2013 Browns coaching candidates: Cleveland going coach before GM
Let's take a look at some coaching candidates for the 2013 Browns job.
The Browns have cleaned house, firing head coach Pat Shurmur and GM Tom Heckert on Monday. Despite the recent football history in Cleveland, there are many reasons to think the Browns job is an attractive one.
They have a franchise running back in Trent Richardson (who apparently played half of 2012 with broken ribs), a franchise left tackle in Joe Thomas and a stud cornerback in Joe Haden. Heckhert, despite losing his job, positioned this franchise well; he was more a victim of new ownership wanting "their guys" in place.
One interesting -- and potentially scary? -- note to the Browns' search is that they'll be looking for a coach first, before hiring a general manager. Typically speaking, you want the GM to pick the coach, but it's clear that the power structure isn't going to operate in a traditional fashion in Cleveland. Joe Banner might have a little bit of power, huh?
But it also appears to indicate Cleveland wants a coach who's looking for some heavy input into the personnel. Let's look at some candidates.
Jon Gruden, ESPN: CBSSports.com's Mike Freeman reported that Gruden will interview for jobs. The former Buccaneers and Raiders coach is a native of Sandusky, Ohio, and played college football at Dayton. He has ties to the region. Browns owner Jimmy Haslam is a huge University of Tennessee booster and was rumored to be trying to lure Gruden to Knoxville; what if he just throws the bank at Gruden to bring him to Cleveland? It would be surprising if the "Monday Night Football" broadcaster left without a franchise quarterback, but considering a) we know of only one quarterback (Mark Sanchez) that he doesn't like, and b) the Browns don't get prime-time game, it's hard to know how he feels about Brandon Weeden.
Nick Saban, Alabama: A long shot? Perhaps. Maybe definitely. But Saban worked for the Browns for three years under Bill Belichick and he might view Cleveland as a situation where he's capable of turning things around quickly. There's no telling if he's "bored" at Alabama (why would you get bored with winning national titles?), but, if he is, Cleveland could provide a low-risk, high-reward return to the NFL with a chance to truly redeem his legacy after failing and leaving the Dolphins early. He'd also have patient ownership, a nice talent base and a rabid fan base backing his every move.
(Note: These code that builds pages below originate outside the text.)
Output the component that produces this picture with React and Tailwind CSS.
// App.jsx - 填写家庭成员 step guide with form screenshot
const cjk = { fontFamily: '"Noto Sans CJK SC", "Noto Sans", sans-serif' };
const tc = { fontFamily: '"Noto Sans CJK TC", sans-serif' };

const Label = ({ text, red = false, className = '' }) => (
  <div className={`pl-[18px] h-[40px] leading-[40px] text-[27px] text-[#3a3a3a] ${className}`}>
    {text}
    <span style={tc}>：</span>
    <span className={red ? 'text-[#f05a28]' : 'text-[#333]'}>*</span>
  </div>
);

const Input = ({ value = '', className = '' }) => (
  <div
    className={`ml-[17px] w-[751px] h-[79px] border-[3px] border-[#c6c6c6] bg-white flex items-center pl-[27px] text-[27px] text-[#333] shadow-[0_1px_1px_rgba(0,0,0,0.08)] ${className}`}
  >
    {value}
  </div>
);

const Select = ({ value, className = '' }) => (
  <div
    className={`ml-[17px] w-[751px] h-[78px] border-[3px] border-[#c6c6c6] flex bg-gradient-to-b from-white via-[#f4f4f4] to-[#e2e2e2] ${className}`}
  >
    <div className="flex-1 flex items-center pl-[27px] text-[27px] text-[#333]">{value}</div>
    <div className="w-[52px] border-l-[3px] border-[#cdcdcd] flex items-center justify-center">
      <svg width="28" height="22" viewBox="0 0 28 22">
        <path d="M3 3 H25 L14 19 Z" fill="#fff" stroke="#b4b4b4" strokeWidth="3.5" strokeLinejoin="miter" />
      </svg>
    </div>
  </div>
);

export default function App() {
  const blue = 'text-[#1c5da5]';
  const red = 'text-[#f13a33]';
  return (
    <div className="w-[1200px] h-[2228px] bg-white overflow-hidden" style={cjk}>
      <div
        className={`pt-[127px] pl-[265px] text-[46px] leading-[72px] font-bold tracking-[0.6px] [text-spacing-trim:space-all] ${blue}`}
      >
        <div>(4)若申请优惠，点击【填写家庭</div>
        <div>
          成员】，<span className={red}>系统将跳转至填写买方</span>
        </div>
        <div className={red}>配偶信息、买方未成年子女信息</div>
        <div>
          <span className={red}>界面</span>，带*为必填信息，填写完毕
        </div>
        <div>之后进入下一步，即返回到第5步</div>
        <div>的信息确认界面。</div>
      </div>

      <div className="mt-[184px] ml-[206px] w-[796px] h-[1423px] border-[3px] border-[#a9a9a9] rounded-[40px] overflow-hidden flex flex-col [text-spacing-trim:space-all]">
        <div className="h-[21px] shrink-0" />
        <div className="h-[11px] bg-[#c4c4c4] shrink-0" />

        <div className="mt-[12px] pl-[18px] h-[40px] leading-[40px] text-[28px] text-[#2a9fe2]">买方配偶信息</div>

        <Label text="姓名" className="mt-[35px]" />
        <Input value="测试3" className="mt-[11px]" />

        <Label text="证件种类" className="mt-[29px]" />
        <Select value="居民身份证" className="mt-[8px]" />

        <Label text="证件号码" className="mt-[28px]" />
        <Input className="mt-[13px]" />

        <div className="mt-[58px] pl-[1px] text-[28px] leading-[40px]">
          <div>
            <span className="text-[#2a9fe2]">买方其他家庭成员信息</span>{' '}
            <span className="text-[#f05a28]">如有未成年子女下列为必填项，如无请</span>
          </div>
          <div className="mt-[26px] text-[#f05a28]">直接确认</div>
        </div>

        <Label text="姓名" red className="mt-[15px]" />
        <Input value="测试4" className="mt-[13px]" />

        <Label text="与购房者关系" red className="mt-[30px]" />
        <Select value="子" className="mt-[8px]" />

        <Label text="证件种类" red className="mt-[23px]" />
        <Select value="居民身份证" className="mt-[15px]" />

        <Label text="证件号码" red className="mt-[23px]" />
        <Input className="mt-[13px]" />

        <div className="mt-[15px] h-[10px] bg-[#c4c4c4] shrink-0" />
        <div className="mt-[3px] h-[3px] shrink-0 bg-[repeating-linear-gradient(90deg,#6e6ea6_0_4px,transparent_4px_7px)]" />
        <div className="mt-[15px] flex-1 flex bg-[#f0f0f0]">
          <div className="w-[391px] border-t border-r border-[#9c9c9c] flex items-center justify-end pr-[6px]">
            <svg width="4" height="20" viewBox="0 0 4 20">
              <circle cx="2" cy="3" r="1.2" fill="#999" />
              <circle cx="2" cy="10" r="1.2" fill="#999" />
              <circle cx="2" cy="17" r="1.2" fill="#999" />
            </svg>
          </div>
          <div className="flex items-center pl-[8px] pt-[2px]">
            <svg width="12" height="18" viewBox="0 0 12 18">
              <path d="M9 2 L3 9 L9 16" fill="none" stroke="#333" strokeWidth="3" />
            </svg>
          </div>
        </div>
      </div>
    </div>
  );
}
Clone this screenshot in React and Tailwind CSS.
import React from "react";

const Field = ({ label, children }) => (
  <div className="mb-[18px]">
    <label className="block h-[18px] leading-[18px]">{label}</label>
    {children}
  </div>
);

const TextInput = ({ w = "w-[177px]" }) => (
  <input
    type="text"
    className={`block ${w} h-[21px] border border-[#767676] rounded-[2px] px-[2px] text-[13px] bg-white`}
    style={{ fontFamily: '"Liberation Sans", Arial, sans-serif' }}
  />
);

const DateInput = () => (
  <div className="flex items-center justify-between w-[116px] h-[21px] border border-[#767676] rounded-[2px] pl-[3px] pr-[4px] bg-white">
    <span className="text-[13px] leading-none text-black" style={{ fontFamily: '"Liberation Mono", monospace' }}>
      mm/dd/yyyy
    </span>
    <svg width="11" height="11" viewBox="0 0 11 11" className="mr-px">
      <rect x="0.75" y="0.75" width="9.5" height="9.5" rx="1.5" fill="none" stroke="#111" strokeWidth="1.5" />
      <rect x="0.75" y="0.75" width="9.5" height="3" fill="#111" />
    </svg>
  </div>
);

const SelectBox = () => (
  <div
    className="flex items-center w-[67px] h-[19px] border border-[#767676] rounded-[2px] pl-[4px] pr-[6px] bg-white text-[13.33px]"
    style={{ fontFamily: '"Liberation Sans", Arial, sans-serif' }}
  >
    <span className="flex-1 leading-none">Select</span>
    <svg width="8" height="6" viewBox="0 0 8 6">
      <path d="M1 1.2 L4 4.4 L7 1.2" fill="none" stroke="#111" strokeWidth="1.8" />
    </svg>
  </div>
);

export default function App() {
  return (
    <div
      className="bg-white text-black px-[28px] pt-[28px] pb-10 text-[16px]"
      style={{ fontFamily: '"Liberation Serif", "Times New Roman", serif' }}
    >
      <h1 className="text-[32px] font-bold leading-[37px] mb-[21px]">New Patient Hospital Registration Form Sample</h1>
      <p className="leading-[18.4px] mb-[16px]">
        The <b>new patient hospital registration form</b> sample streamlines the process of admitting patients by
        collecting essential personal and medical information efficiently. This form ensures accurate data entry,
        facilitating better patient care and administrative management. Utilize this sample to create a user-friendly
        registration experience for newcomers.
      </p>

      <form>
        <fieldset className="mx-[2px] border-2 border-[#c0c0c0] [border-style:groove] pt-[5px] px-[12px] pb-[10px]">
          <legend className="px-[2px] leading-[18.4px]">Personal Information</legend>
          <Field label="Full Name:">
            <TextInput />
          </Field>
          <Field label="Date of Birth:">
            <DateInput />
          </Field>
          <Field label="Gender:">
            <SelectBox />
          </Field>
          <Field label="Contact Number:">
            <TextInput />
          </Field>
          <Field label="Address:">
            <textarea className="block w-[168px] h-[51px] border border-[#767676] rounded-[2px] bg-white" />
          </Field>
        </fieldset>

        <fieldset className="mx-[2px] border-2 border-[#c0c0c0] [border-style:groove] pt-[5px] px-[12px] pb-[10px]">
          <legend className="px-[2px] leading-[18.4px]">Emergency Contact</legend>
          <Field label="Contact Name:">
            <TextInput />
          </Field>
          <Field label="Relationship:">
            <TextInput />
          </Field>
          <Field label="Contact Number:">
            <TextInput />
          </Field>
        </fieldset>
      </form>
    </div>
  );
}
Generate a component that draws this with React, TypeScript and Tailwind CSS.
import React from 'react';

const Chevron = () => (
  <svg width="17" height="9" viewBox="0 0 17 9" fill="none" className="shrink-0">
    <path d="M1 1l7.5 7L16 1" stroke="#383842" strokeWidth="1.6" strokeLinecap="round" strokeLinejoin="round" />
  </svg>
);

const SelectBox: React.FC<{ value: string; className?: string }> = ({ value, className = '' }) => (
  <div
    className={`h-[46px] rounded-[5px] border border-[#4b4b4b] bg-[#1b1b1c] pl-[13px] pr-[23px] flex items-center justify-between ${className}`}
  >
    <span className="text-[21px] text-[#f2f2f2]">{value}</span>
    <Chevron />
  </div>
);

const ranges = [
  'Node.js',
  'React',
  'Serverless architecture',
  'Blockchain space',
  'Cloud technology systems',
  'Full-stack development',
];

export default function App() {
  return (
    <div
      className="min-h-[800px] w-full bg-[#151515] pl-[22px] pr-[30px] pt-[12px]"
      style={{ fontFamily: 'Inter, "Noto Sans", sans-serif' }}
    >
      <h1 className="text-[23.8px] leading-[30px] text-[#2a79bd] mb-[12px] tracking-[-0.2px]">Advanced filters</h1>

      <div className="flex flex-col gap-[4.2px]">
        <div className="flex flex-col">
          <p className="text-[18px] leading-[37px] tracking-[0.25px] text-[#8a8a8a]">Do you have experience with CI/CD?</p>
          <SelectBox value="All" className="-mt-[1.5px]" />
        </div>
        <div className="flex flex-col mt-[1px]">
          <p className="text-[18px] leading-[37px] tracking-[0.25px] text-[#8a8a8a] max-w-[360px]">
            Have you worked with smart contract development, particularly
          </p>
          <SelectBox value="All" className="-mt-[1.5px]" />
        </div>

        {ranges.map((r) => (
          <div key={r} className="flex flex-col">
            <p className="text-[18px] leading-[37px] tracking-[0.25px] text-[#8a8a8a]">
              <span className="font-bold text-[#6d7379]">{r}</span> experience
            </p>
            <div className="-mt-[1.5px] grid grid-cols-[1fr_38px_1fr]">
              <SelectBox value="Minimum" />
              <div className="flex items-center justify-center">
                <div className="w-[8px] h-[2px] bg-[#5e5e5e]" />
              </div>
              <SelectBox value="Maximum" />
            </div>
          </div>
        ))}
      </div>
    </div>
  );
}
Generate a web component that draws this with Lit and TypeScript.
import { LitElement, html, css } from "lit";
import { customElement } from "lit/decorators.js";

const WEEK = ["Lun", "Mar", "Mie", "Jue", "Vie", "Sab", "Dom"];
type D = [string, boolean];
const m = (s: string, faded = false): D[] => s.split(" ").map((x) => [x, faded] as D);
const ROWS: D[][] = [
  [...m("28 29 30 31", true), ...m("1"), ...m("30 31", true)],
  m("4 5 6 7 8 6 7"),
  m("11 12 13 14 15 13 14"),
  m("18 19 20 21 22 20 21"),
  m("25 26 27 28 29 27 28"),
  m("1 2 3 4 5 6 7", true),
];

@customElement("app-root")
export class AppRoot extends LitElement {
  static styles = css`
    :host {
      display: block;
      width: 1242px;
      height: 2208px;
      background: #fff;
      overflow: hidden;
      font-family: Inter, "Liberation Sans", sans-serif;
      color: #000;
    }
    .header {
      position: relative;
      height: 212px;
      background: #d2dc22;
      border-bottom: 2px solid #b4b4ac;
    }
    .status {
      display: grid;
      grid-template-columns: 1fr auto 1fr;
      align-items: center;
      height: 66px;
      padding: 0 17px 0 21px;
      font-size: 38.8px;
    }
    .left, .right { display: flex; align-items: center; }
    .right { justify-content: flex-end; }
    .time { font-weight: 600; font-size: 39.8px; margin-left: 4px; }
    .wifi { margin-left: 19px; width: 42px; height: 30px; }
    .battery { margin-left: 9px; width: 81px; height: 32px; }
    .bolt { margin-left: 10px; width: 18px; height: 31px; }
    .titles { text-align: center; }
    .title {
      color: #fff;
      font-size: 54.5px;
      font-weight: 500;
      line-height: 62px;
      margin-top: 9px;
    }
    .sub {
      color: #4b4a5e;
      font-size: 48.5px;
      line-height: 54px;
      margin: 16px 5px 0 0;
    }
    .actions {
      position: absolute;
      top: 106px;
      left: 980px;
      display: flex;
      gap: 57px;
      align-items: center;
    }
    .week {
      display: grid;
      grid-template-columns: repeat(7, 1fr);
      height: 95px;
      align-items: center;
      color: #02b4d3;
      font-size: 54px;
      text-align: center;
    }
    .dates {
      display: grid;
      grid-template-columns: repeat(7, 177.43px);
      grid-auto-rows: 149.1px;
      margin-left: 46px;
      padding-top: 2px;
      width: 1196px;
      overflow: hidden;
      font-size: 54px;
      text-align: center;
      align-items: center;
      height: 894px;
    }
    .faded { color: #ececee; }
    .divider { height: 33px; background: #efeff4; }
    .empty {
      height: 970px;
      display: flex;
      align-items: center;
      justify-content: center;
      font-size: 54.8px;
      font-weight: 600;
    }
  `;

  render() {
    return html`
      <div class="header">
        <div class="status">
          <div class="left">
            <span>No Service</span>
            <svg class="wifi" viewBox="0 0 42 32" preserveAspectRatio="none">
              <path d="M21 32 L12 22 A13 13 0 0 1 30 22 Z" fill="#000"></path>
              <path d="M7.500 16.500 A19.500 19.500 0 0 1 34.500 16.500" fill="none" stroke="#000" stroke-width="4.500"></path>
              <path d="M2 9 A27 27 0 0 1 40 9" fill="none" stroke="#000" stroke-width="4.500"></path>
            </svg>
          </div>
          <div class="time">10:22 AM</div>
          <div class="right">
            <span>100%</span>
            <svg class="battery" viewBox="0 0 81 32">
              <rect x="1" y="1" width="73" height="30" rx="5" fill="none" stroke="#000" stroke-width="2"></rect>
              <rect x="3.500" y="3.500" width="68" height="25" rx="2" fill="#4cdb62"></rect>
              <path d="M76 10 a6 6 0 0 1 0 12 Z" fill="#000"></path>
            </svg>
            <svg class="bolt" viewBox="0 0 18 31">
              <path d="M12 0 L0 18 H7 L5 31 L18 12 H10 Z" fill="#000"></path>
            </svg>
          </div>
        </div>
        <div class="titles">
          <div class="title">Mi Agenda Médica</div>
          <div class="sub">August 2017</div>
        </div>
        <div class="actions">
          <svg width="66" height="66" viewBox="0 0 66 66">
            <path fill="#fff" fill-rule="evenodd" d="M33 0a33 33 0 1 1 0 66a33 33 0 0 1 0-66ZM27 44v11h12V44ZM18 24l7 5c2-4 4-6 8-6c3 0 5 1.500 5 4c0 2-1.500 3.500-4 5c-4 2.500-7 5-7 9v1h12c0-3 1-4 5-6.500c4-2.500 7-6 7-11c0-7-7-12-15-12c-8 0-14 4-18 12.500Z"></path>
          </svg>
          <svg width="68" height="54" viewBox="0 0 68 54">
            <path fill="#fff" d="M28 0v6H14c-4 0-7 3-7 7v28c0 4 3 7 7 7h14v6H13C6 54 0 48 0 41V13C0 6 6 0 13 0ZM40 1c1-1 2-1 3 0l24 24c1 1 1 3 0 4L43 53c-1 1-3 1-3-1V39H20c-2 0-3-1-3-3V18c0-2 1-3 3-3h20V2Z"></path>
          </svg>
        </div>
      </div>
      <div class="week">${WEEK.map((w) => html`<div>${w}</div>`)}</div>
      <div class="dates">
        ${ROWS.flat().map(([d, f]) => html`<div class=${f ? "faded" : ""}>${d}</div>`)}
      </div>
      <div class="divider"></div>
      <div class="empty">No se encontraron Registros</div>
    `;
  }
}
Josh McDaniels, OC, Patriots: McDaniels' name has been thrown around a lot with respect to the Cleveland gig; there's no telling how much is smoke and how much is actual fire. Given McDaniels' struggles managing talent with the Broncos, there might be some concern with him grabbing a ton of organizational power. His highs with Denver were high and his lows were loooooow, but there's no question he's a smart offensive mind. The question is whether he wants to leave New England and Tom Brady again. That's a cushy gig.
Chip Kelly, Oregon: I mean, what do these names say about the state of the Browns gig? That it's pretty good. Kelly reportedly wants plenty of power to run a team and he would likely get it in Cleveland. If concerns about NCAA scrutiny of the Ducks are more than a mere annoyance, Kelly might be looking to bounce, and the Browns could be a solid fit with plenty of young talent on both sides of the ball and the ability to keep restocking via the draft. Kelly would be a monster splash for Haslam and Banner.
Mike McCoy, OC, Broncos: McCoy's name has been all over place in coaching rumors, and with good reason: He fashioned an offense around Tim Tebow in 2011, managed to make the playoffs and casually ran the Broncos offense up to a No. 1 seed in the AFC with Peyton Manning under center. Banner said the team doesn't have a preference about whether they might go for an offensive or defensive coach, and it's possible that Shurmur's lack of success might move them away from the offensive end, but McCoy's very much a viable candidate.
Aaron Kromer, OL, Saints: According to NFL.com's Ian Rapoport, Kromer is one of four coaches (two of which are from college, two from the pros, ahem, see above) who are already considered candidates for the Browns job. Kromer is reportedly one of the pro coaches; he's a guy who has quietly risen up the ranks as a viable candidate thanks to the Saints success on offense. He went 2-4 as interim-to-the-interim coach for New Orleans this season in a difficult situation. He's also a name that the Browns could come back to if they whiff on any bigger candidates out there.